Inflammatory bowel disease (IBD) is a medical term that is used to describe two conditions: Crohn’s disease and ulcerative colitis.
According to the Crohn’s and Colitis Foundation, IBD affects over 1.6 million people in the United States. The majority of sufferers are diagnosed before age 30.
Symptoms of Inflammatory Bowel Disease (IBD)
Symptoms vary depending on the severity and location of inflammation, however, they may include:
- anemia, that can lead to delayed growth or development in children;
- unexplained weight loss;
- stomach cramping, pain, and bloating;
- bleeding ulcers, that may cause blood to show up in the stool;
- diarrhea, that occurs when affected parts of the bowel can’t reabsorb water.
Many factors can lead to this condition, including:
- having a regular diet low in dietary fiber and high in food additives, trans-fats, and dairy products;
- changes in routine;
- taking certain drugs (particularly iron pills, antidepressants, and strong pain medicines);
- using antacid medicines containing aluminum or calcium;
- overusing laxatives which, over time, weaken the bowel muscles;
- resisting the urge to have bowel movements;
- emotional stress.
The small intestine is the longest part of the digestive system. It connects the stomach to the large intestine and folds many times to fit inside the abdomen.
Problems in the small intestine can be due to:
- hernias, that involve a portion of the intestine protruding out of the body or into another part of the body;
- adhesions, consisting of fibrous tissue which can occur after any pelvic or abdominal surgery;
- inflammatory bowel disease, like Crohn’s disease;
- swallowed objects, particularly in children;
- tumors within the small intestine;
- malformations of the intestine, which usually occur in newborns;
- intussusception of one segment of intestine into the next section;
- volvulus of the intestines.
Common symptoms may include:
- decreased appetite;
- severe bloating;
- abdominal swelling;
- abdominal pain;
- severe abdominal cramps;
- inability to pass gas or stool.
Spiritual Meaning of Large Intestine (Colon) & Small Intestine Disorders
The constant quest for satisfaction, pleasure, and material desires (along with fears, anxiety, worry, etc.) is the main cause of food or digestive disorder.
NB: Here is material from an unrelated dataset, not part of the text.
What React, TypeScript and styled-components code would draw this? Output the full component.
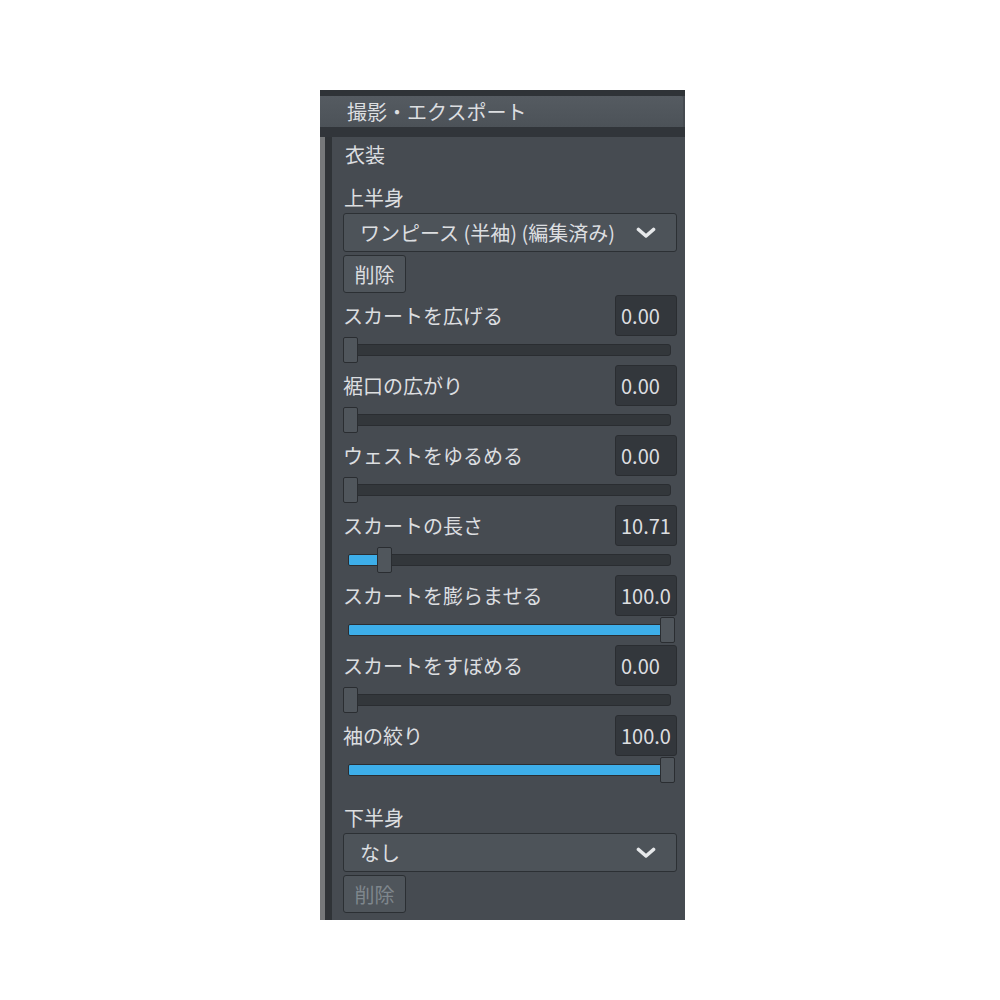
import React from "react";
import styled, { createGlobalStyle } from "styled-components";

const GlobalStyle = createGlobalStyle`
  html, body {
    margin: 0;
    padding: 0;
    background: #ffffff;
  }
  * {
    box-sizing: border-box;
  }
`;

const FONT = `"Noto Sans CJK JP", "Noto Sans", sans-serif`;

const Page = styled.div`
  display: flex;
  align-items: flex-start;
  padding: 90px 0 0 320px;
  font-family: ${FONT};
`;

const Panel = styled.div`
  width: 365px;
  height: 830px;
  display: flex;
  flex-direction: column;
  background: #464b51;
  border-top: 6px solid #2f3337;
  overflow: hidden;
`;

const TitleBar = styled.div`
  height: 31px;
  display: flex;
  align-items: center;
  padding-left: 27px;
  margin-right: 2px;
  background: linear-gradient(#555b61, #4c5258);
  border-top-right-radius: 2px;
  color: #dcdee0;
  font-size: 20px;
`;

const TitleDivider = styled.div`
  height: 10px;
  background: #31353a;
`;

const Body = styled.div`
  flex: 1;
  display: flex;
`;

const Rail = styled.div`
  width: 12px;
  border-left: 5px solid #76787a;
  background: #2f3337;
`;

const Content = styled.div`
  flex: 1;
  display: flex;
  flex-direction: column;
  padding: 0 8px 0 11px;
  color: #dcdee0;
  font-size: 20px;
`;

const SectionTitle = styled.div`
  height: 36px;
  line-height: 36px;
  padding-left: 2px;
`;

const GroupLabel = styled.div<{ $gap: number }>`
  height: 30px;
  line-height: 30px;
  margin-top: ${(p) => p.$gap}px;
  padding-left: 1px;
`;

const Select = styled.div`
  height: 39px;
  display: flex;
  align-items: center;
  justify-content: space-between;
  padding: 0 20px 0 16px;
  background: #4d5359;
  border: 1px solid #2c3034;
  border-radius: 3px;
`;

const SmallButton = styled.div<{ $disabled?: boolean }>`
  width: 63px;
  height: 38px;
  margin-top: 3px;
  display: flex;
  align-items: center;
  justify-content: center;
  background: #4f555b;
  border: 1px solid #2b2f33;
  border-radius: 3px;
  color: ${(p) => (p.$disabled ? "#7f878d" : "#dcdee0")};
`;

const Rows = styled.div`
  margin-top: 2px;
  display: flex;
  flex-direction: column;
`;

const Row = styled.div`
  height: 70px;
  display: flex;
  flex-direction: column;
`;

const RowHead = styled.div`
  height: 41px;
  display: flex;
  align-items: center;
  justify-content: space-between;
`;

const ValueBox = styled.div`
  width: 62px;
  height: 41px;
  display: flex;
  align-items: center;
  padding-left: 5px;
  background: #33373c;
  border: 1px solid #2a2d31;
  border-radius: 3px;
  font-size: 20px;
`;

const SliderArea = styled.div`
  position: relative;
  height: 29px;
  width: 334px;
`;

const Track = styled.div`
  position: absolute;
  left: 5px;
  top: 8px;
  width: 323px;
  height: 12px;
  background: #33373b;
  border: 1px solid #2a2d31;
  border-radius: 3px;
`;

const Fill = styled.div`
  position: absolute;
  left: 5px;
  top: 8px;
  height: 12px;
  background: #3daee9;
  border: 1px solid #2a2d31;
  border-radius: 2px;
`;

const Thumb = styled.div`
  position: absolute;
  top: 1px;
  width: 15px;
  height: 26px;
  background: #50565c;
  border: 1px solid #2a2d31;
  border-radius: 2px;
`;

const Chevron = () => (
  <svg width="20" height="12" viewBox="0 0 20 12">
    <polyline
      points="2.5,2.5 10,9 17.5,2.5"
      fill="none"
      stroke="#e6e8ea"
      strokeWidth="3.6"
      strokeLinecap="round"
      strokeLinejoin="round"
    />
  </svg>
);

interface SliderRowProps {
  label: string;
  value: string;
  pct: number;
}

const TRAVEL = 317;

const SliderRow: React.FC<SliderRowProps> = ({ label, value, pct }) => {
  const left = Math.round(pct * TRAVEL);
  return (
    <Row>
      <RowHead>
        <span>{label}</span>
        <ValueBox>{value}</ValueBox>
      </RowHead>
      <SliderArea>
        <Track />
        {left > 6 && <Fill style={{ width: left - 3 }} />}
        <Thumb style={{ left }} />
      </SliderArea>
    </Row>
  );
};

const sliders: SliderRowProps[] = [
  { label: "スカートを広げる", value: "0.00", pct: 0 },
  { label: "裾口の広がり", value: "0.00", pct: 0 },
  { label: "ウェストをゆるめる", value: "0.00", pct: 0 },
  { label: "スカートの長さ", value: "10.71", pct: 0.1071 },
  { label: "スカートを膨らませる", value: "100.0", pct: 1 },
  { label: "スカートをすぼめる", value: "0.00", pct: 0 },
  { label: "袖の絞り", value: "100.0", pct: 1 },
];

export default function App() {
  return (
    <>
      <GlobalStyle />
      <Page>
        <Panel>
          <TitleBar>撮影・エクスポート</TitleBar>
          <TitleDivider />
          <Body>
            <Rail />
            <Content>
              <SectionTitle>衣装</SectionTitle>
              <GroupLabel $gap={10}>上半身</GroupLabel>
              <Select>
                <span>ワンピース (半袖) (編集済み)</span>
                <Chevron />
              </Select>
              <SmallButton>削除</SmallButton>
              <Rows>
                {sliders.map((s) => (
                  <SliderRow key={s.label} {...s} />
                ))}
              </Rows>
              <GroupLabel $gap={18}>下半身</GroupLabel>
              <Select>
                <span>なし</span>
                <Chevron />
              </Select>
              <SmallButton $disabled>削除</SmallButton>
            </Content>
          </Body>
        </Panel>
      </Page>
    </>
  );
}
I don’t feel the inner joy and I am more or less satisfied with my life as it is now. I feel dirty due to a certain aspect of me. I eat and reject my emotions: it is easier and my needs are fulfilled much faster. I choose a form of reward that is very handy to me. I’m looking for a certain satisfaction and I like to find it in fat and heavy foods.
Other spiritual causes that lead to bowel disorders and digestive problems include:
- accumulation of feelings like possessiveness, selfishness or jealousy;
- the desire to hold everything for oneself;
- inability to assimilate life’s lessons;
- refusal to understand life’s lessons;
- inability to accept a situation or a person;
- beliefs like “others are wrong, I am the only one who is right;”
- the fear of letting go of old misconceptions.
A regular diet high in vegetables, seeds, fruits, whole grains, nuts, and legumes (and low in red and processed meat, eggs, and dairy products, as well as trans-fats) has been strongly associated with fewer intestinal problems.
Increasing your level of any type of physical activity lowers your risk of intestinal problems, plus, it brings other benefits, such as better sleep, lower emotional stress, and an efficient immune system.
Being obese or overweight increases the risk of intestinal problems in both women and men, but the connection seems to be stronger in men.